Nach dem Gegenseitigkeitsprinzip steht der Verpflichtung der Eltern, dem Kind eine angemessene Ausbildung zu ermöglichen (§ 1610 Abs. 2 BGB), die Ausbildungsobliegenheit des Kindes gegenüber. Die in der Ausbildung befindlichen Kinder haben dabei die Verpflichtung, die Ausbildung ernsthaft zu betreiben und zügig zu durchlaufen. Auch muss die Ausbildung zielgerichtet und mit dem erforderlichen Engagement betrieben werden, ferner geeignet sein, dem Unterhaltsberechtigten in Zukunft die eigenständige Finanzierung seines Lebensunterhaltes zu ermöglichen. (Scholz/Kleffmann FamR-HdB, Teil I Kindesunterhalt Rn. 80, beck-online). Die Obliegenheit des Kindes umfasst auch, den schulischen Leistungsanforderungen gerecht werden zu können (vgl. OLG Frankfurt a.M., Urteil vom 30.7.2008 – 5 UF 46/08, NJW 2009, 235, beck-online).

Der Anspruch des Kindes auf Unterhalt ist vom Gegenseitigkeitsprinzip geprägt. D.h. auch Kinder müssen die notwendigen und ihnen persönlich zuzumutenden Schritte unternehmen, um im Laufe der Jahre wirtschaftlich auf eigene Beine zu kommen. Andernfalls sind ihnen ihrem Alter entsprechende erzielbare hypothetische Einkünfte anzurechnen. (OLG Karlsruhe NJW 2019, 3250 Rn. 19, beck-online)

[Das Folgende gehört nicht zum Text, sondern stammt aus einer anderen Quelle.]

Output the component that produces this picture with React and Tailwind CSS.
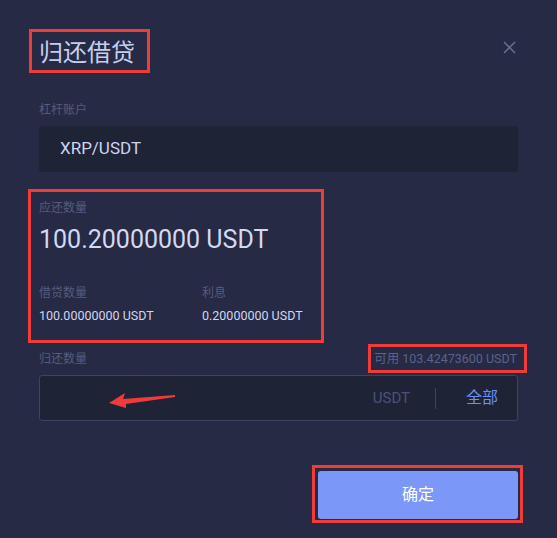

Die neuere Rechtsprechung (z. B.: OLG Düsseldorf, Urteil v. 17.6.2010, II-8 WF 117/10) geht deshalb überwiegend davon aus, dass minderjährige Kinder, die nicht mehr den Einschränkungen des JArbSchG und der vollzeitigen Schulpflicht unterliegen, von einer Erwerbspflicht nicht entbunden sind. Sind beim minderjährigen Kind fiktive Einkünfte anzurechnen, ist zu beachten, dass die Anrechnung eines solchen fiktiven Einkommens dem barunterhaltspflichtigen Elternteil wegen der Gleichwertigkeit von Bar- und Betreuungsunterhalt nur zur Hälfte zugutekommt, so dass die Anrechnung nicht zu einem völligen Wegfall des Unterhaltsanspruches führen muss.

Auch ein minderjähriges Kind ist zur Erwerbstätigkeit verpflichtet, wenn es nicht mehr schulpflichtig ist und sich nicht ausbilden lässt (Wendl/Dose UnterhaltsR, § 2 Kindes-, Eltern- und sonstiger Verwandtenunterhalt Rn. 58, beck-online).